Another parallel between Walkabout and Rabbit Proof Fence is that David Gulpilil appears in both. His character in the latter, Moodoo the tracker, is forced to serve the government for his sexual relationship with a white woman and chooses to do so Moore River to protect and watch over his half caste daughter who is imprisoned there. Though he is a complex and nuanced characters, Moodoo is, in many ways, a perfect example of the tracker trope. He crouches to examine the earth, looks knowingly into the horizon and mutters a profound line. The white men assume he knows the land because of “his people’s” spiritual connection with it. These two tropes, that of the tracker and of the “noble savage”, seem to represent the two prevalent options for the talented actor and repeat in his films time and time again. Despite talent, Aboriginal actors, like Gulpilil, have very little opportunity outside of these limited tropes in Australian cinema and almost no place in international film.
While it would be easy condemn Walkabout as racist or sexist and laud Rabbit Proof Fence as an unflinching groundbreaking account of a dark chapter in history, as I had originally intended to do, this would be an unfair oversimplification.

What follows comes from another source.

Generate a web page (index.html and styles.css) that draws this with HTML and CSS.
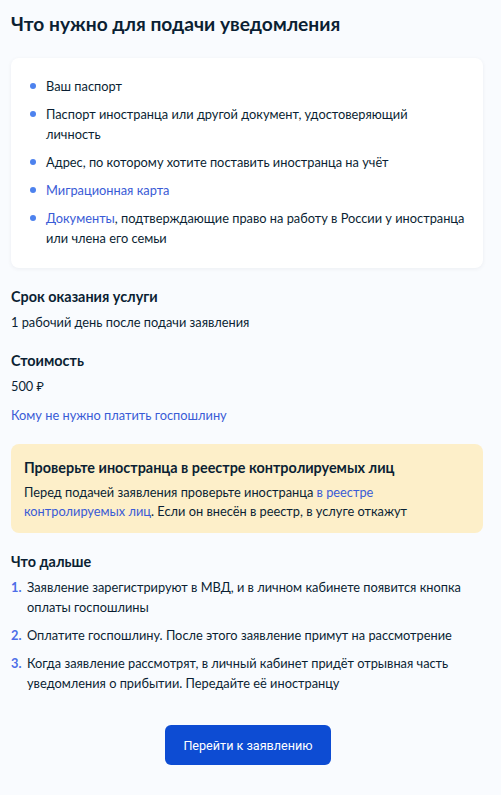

Much like Australian and world history, both have good point among the negatives. In truth, both films were considered progressive at the time of their release, and it is a sign of how far we have come on the path to righting our cultural wrongs as a society that we can critique films, or any aspect of our culture, in this manner. Truly we cannot vilify any single director or person, even one that history has since painted unfavorably such as A.O. Neville, as they were all truly doing what they believed was best under the circumstances. The only thing we can blame is the long standing patriarchal, colonialist system that has created the circumstances and try to question it as we move forward.